Linkage Maps of Different Types

From Preliminary to Saturated Linkage Maps

The early generation of genetic maps include only morphological and isozyme markers, and later they were integrated through cytological markers and anchor markers shared by different maps. In switchgrass, the first publicly available genetic maps possesses totally 102 RFLP markers, among which 45 are on female map, and 57 on male map (Missaoui et al. 2005b). Then a higher density male and female framework maps were constructed, and their lengths were 1,645 and 1,376 cM with the genome estimated to be within 10 cM of a mapped marker in both maps (Okada et al. 2010).

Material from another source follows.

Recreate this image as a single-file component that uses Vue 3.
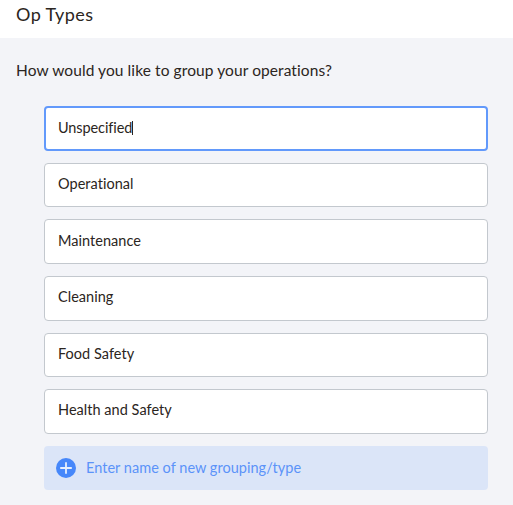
<script setup>
import { ref } from 'vue'

const groups = ref([
  'Unspecified',
  'Operational',
  'Maintenance',
  'Cleaning',
  'Food Safety',
  'Health and Safety',
])
const active = ref(0)
</script>

<template>
  <main class="page">
    <header class="header">
      <h1 class="title">Op Types</h1>
    </header>
    <section class="panel">
      <h2 class="question">How would you like to group your operations?</h2>
      <div class="list">
        <div
          v-for="(name, i) in groups"
          :key="name"
          class="field"
          :class="{ focused: i === active }"
          @click="active = i"
        >
          <span class="label">{{ name }}</span>
          <span v-if="i === active" class="caret"></span>
        </div>
        <div class="field add">
          <svg class="plus" viewBox="0 0 20 20" width="20" height="20">
            <circle cx="10" cy="10" r="10" fill="#4687fa" />
            <path d="M10 4.2v11.6M4.2 10h11.6" stroke="#e6effd" stroke-width="1.8" />
          </svg>
          <span class="prompt">Enter name of new grouping/type</span>
        </div>
      </div>
    </section>
  </main>
</template>

<style>
body {
  margin: 0;
  background: #f3f4f8;
}
</style>

<style scoped>
.page {
  min-height: 505px;
  display: flex;
  flex-direction: column;
  font-family: Lato, "Liberation Sans", sans-serif;
  color: #2b2521;
}
.header {
  box-sizing: border-box;
  height: 38px;
  padding: 2px 16px 0;
  background: #fff;
}
.title {
  margin: 0;
  font-size: 18px;
  line-height: 24px;
  font-weight: 400;
  letter-spacing: 0.4px;
}
.panel {
  flex: 1;
  padding: 20px 25px 14px 16px;
  background: #f3f4f8;
}
.question {
  margin: 0;
  font-size: 15.5px;
  line-height: 24px;
  font-weight: 400;
  letter-spacing: 0.09px;
}
.list {
  display: flex;
  flex-direction: column;
  gap: 12px;
  padding: 24.2px 0 0 28px;
}
.field {
  box-sizing: border-box;
  height: 44.6px;
  display: flex;
  align-items: center;
  padding: 0 13px 2px;
  border: 1px solid #c3c8ce;
  border-radius: 4px;
  background: #fff;
  font-size: 14.5px;
  line-height: 20px;
  letter-spacing: 0.03px;
  white-space: nowrap;
}
.focused {
  padding: 0 12px 1px;
  border: 2px solid #6299fb;
}
.focused .label {
  letter-spacing: -0.1px;
}
.caret {
  width: 1px;
  height: 14px;
  background: #2b2521;
}
.add {
  gap: 10px;
  padding: 0 12px;
  border: 0;
  background: #dbe5f8;
  color: #5b93f9;
}
.prompt {
  padding-bottom: 1px;
}
</style>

The present longest linkage map is 2,085 cM, with an average marker interval of 4.2 cM (Liu et al. 2012). The recent map consists of 18 linkage groups and is arranged into nine homoeologous pairs (Liu et al. 2012) (Table 1). ESTs from sequencing of switchgrass tissues, including young crowns and roots, were produced and made publicly available, which provide the resource for new marker development (Srivastava et al. 2010; Palmer et al. 2012). Recently, over 50,000 genomic-SSRs (Sharma et al. 2012) and 2,000 EST-SSRs (Wang et al. 2012) were respectively identified through high-resolution sequencing, and some of them were validated by PCR experiment for testing effective amplification and product-length polymorphism (Liu et al. 2013b). High throughput marker technologies including SNPs are available (Ersoz et al. 2012) and genotyping by sequencing is under development. Thus, the availability of an ultra high-density map in switchgrass is possible in the near future if more markers are added.